BEGIN
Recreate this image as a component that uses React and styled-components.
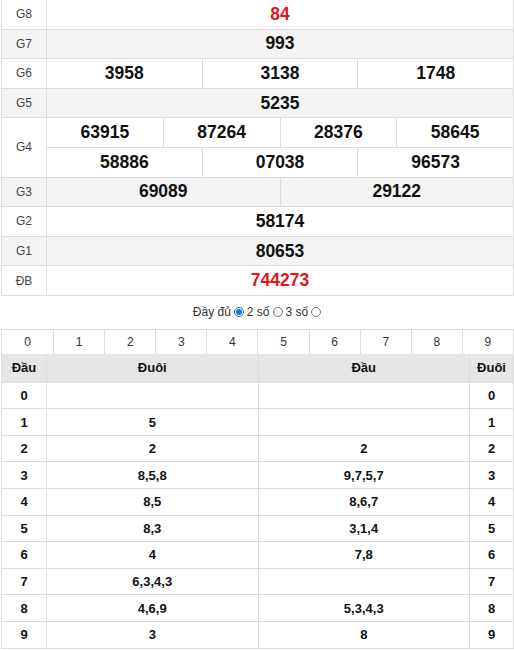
import styled, { createGlobalStyle } from 'styled-components';

const GlobalStyle = createGlobalStyle`
  body {
    margin: 0;
    background: #fff;
    font-family: 'Liberation Sans', Arial, sans-serif;
    color: #222;
  }
`;

const Page = styled.div`
  width: 513px;
  margin-left: 1px;
`;

const Prizes = styled.div`
  border-left: 1px solid #ddd;
  border-right: 1px solid #ddd;
`;

const PrizeRow = styled.div`
  display: flex;
  background: ${(p) => (p.$shaded ? '#f4f4f4' : '#fff')};
  border-bottom: 1px solid #ddd;
`;

const Label = styled.div`
  width: 44px;
  flex-shrink: 0;
  display: flex;
  align-items: center;
  justify-content: center;
  border-right: 1px solid #ddd;
  font-size: 12px;
  color: #444;
`;

const Lines = styled.div`
  flex: 1;
  display: flex;
  flex-direction: column;
`;

const Line = styled.div`
  display: flex;
  height: 28.6px;
  & + & {
    border-top: 1px solid #ddd;
  }
`;

const Value = styled.div`
  flex: 1;
  display: flex;
  align-items: center;
  justify-content: center;
  font-size: 17.5px;
  font-weight: bold;
  color: ${(p) => (p.$red ? '#e3151a' : '#111')};
  & + & {
    border-left: 1px solid #ddd;
  }
`;

const Options = styled.div`
  height: 33px;
  display: flex;
  align-items: center;
  justify-content: center;
  gap: 2px;
  font-size: 12px;
  color: #333;
`;

const Radio = styled.input`
  width: 10px;
  height: 10px;
  margin: 0 1px;
  accent-color: #1a73e8;
`;

const Digits = styled.div`
  display: grid;
  grid-template-columns: repeat(10, 1fr);
  border: 1px solid #ddd;
  border-bottom: none;
`;

const Digit = styled.div`
  height: 24px;
  display: flex;
  align-items: center;
  justify-content: center;
  font-size: 12px;
  color: #333;
  & + & {
    border-left: 1px solid #ddd;
  }
`;

const Grid = styled.div`
  display: grid;
  grid-template-columns: 44px 1fr 1fr 44px;
  border-left: 1px solid #ddd;
  border-right: 1px solid #ddd;
`;

const Cell = styled.div`
  height: ${(p) => (p.$head ? '28.7px' : '26.6px')};
  box-sizing: border-box;
  display: flex;
  align-items: center;
  justify-content: center;
  font-size: 13px;
  font-weight: bold;
  color: #111;
  background: ${(p) => (p.$head ? '#e6e6e6' : '#fff')};
  border-bottom: 1px solid #ddd;
  border-left: ${(p) => (p.$first ? 'none' : '1px solid #ddd')};
`;

const prizes = [
  { name: 'G8', lines: [['84']], red: true },
  { name: 'G7', lines: [['993']] },
  { name: 'G6', lines: [['3958', '3138', '1748']] },
  { name: 'G5', lines: [['5235']] },
  { name: 'G4', lines: [['63915', '87264', '28376', '58645'], ['58886', '07038', '96573']] },
  { name: 'G3', lines: [['69089', '29122']] },
  { name: 'G2', lines: [['58174']] },
  { name: 'G1', lines: [['80653']] },
  { name: 'ĐB', lines: [['744273']], red: true },
];

const tails = ['', '5', '2', '8,5,8', '8,5', '8,3', '4', '6,3,4,3', '4,6,9', '3'];
const heads = ['', '', '2', '9,7,5,7', '8,6,7', '3,1,4', '7,8', '', '5,3,4,3', '8'];

export default function App() {
  return (
    <Page>
      <GlobalStyle />
      <Prizes>
        {prizes.map((p, i) => (
          <PrizeRow key={p.name} $shaded={i % 2 === 1}>
            <Label>{p.name}</Label>
            <Lines>
              {p.lines.map((line, j) => (
                <Line key={j}>
                  {line.map((v, k) => (
                    <Value key={k} $red={p.red}>{v}</Value>
                  ))}
                </Line>
              ))}
            </Lines>
          </PrizeRow>
        ))}
      </Prizes>

      <Options>
        Đầy đủ <Radio type="radio" name="mode" defaultChecked />
        2 số <Radio type="radio" name="mode" />
        3 số <Radio type="radio" name="mode" />
      </Options>

      <Digits>
        {Array.from({ length: 10 }, (_, i) => (
          <Digit key={i}>{i}</Digit>
        ))}
      </Digits>

      <Grid>
        <Cell $head $first>Đầu</Cell>
        <Cell $head>Đuôi</Cell>
        <Cell $head>Đầu</Cell>
        <Cell $head>Đuôi</Cell>
        {tails.map((t, i) => [
          <Cell key={`a${i}`} $first>{i}</Cell>,
          <Cell key={`b${i}`}>{t}</Cell>,
          <Cell key={`c${i}`}>{heads[i]}</Cell>,
          <Cell key={`d${i}`}>{i}</Cell>,
        ])}
      </Grid>
    </Page>
  );
}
END
### [Given problem]
Of the lines above, how many contain the word "components"? Provide the number and nothing else.

### [Result of the task]
2